AARP Hearing Center
Key takeaways
- Evidence shows overdiagnosis rises sharply with age, meaning some detected tumors may never cause harm.
- Studies suggest many breast cancers found after 70 would not become symptomatic during a woman’s lifetime.
- Decisions after 75 often hinge on health, life expectancy and tolerance for follow-up tests, not age alone.
At age 77, I was diagnosed with breast cancer. I haven’t had a recurrence, but I’m still advised to get a mammogram every year. However, that’s not the case for many women my age.
In fact, routine mammograms are recommended only for women between the ages of 40 and 74, according to the latest guidelines from the U.S. Preventive Services Task Force. After that, the task force says, women should decide with their doctor whether to continue getting screened for breast cancer, given the lack of evidence that the benefits of screening outweigh the risks.
In 2019, roughly half (54 percent) of women 75 and older had a mammogram, according to federal data, compared with 78 percent of women 65 to 74.
Are mammograms covered for those 75-plus?
Yes. For women 40 and older, Medicare covers baseline mammograms as a free preventive service under Part B. Diagnostic mammograms are subject to a 20 percent copayment after you’ve met your Part B deductible.
American Cancer Society data shows that 57 percent of women over 75 had a mammogram in 2023, up from 56 percent in 2021. The organization is reviewing guidelines for women 75 and older, according to Priti Bandi, the ACS's scientific director of cancer risk factors and screening surveillance research.
Meanwhile, more than half of breast cancer deaths occur in women 70 and older, the latest data from the ACS shows.
What’s the harm in screening?
Letting cancer go undetected may seem more harmful than catching it early on, but doctors say there are some risks with screening, especially for older women.
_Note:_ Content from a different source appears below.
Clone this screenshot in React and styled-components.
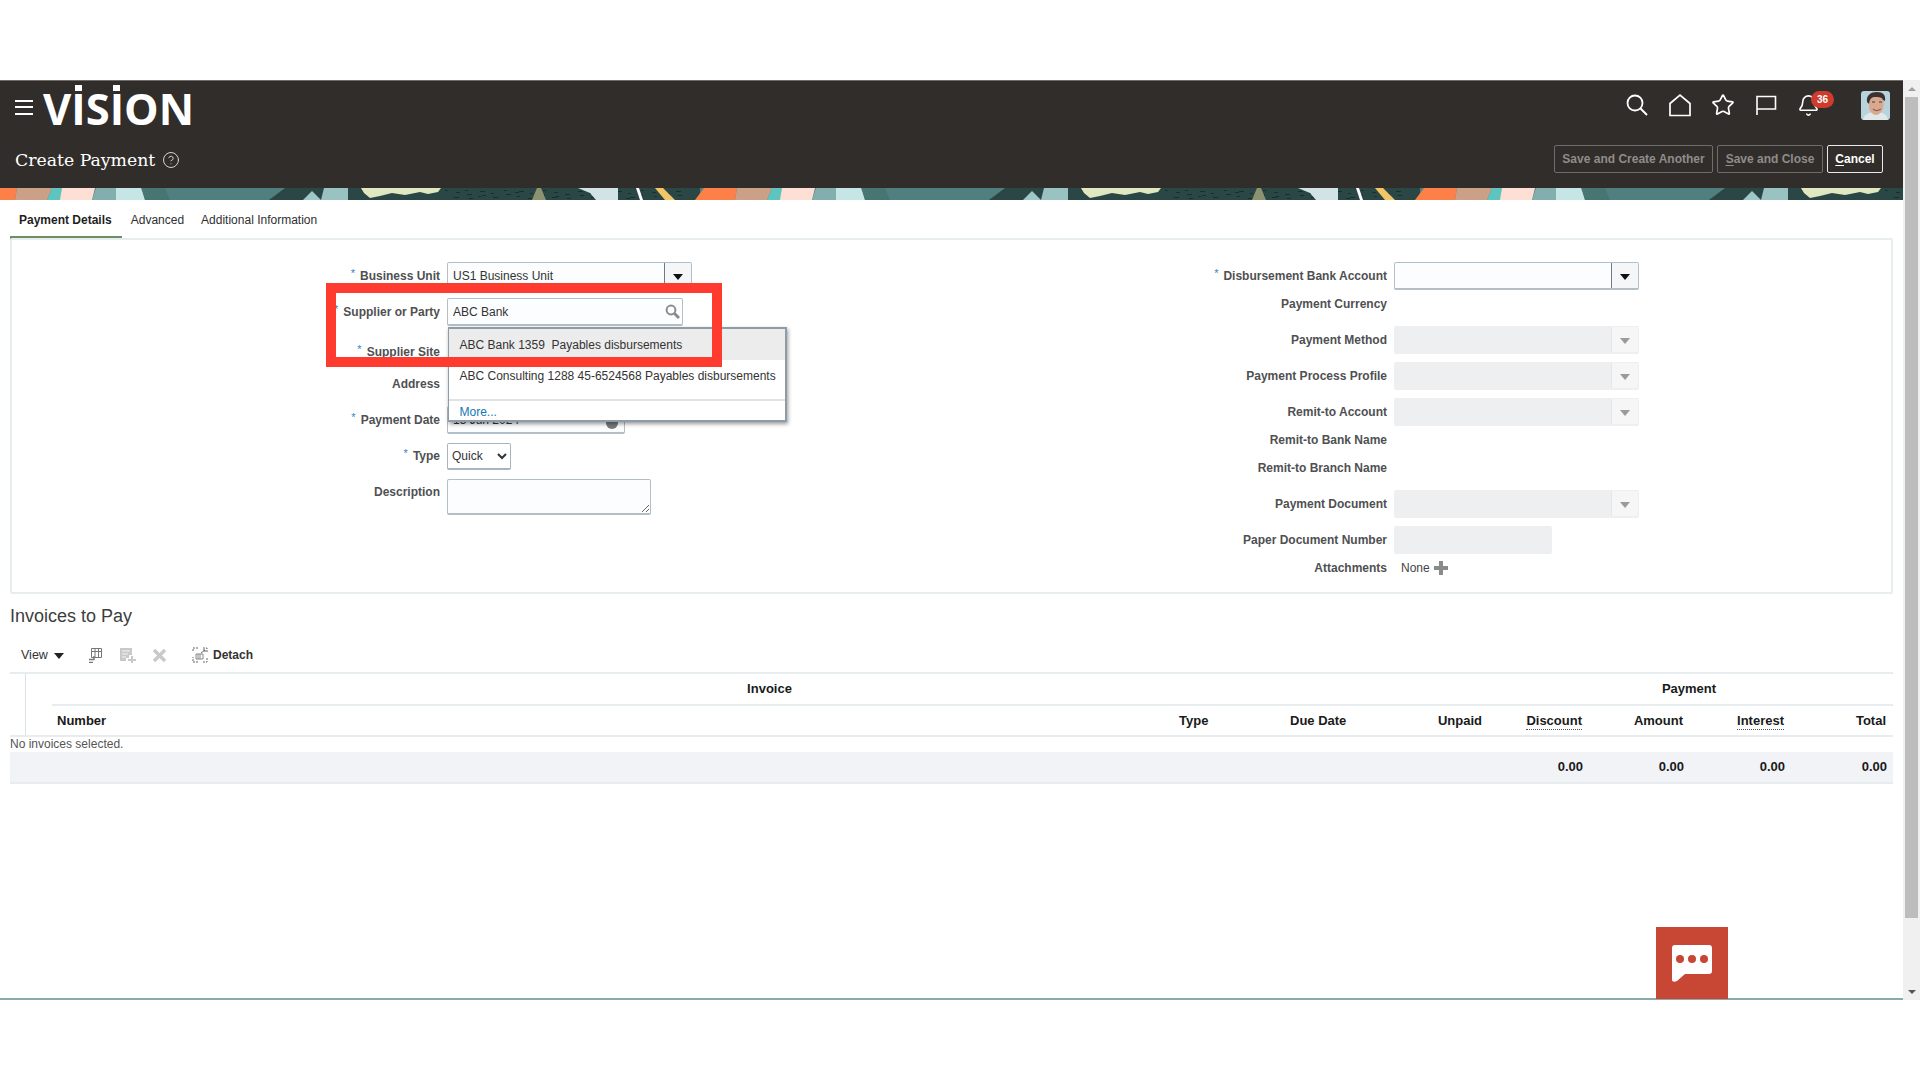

Research shows that the risk of overdiagnosis — finding a slow-growing cancer or one that will not grow at all — is much higher in women 70 and older, and this risk increases with age. And treating such a cancer could cause additional harm for someone who is frail or has other health issues.
A recent study of nearly 55,000 women, published in Annals of Internal Medicine, found that about 31 percent of breast cancer cases discovered in women 70 to 74 would likely not cause any symptoms or harm. That share jumped up to 47 percent for women 75 to 84 and 54 percent in women 85 and older.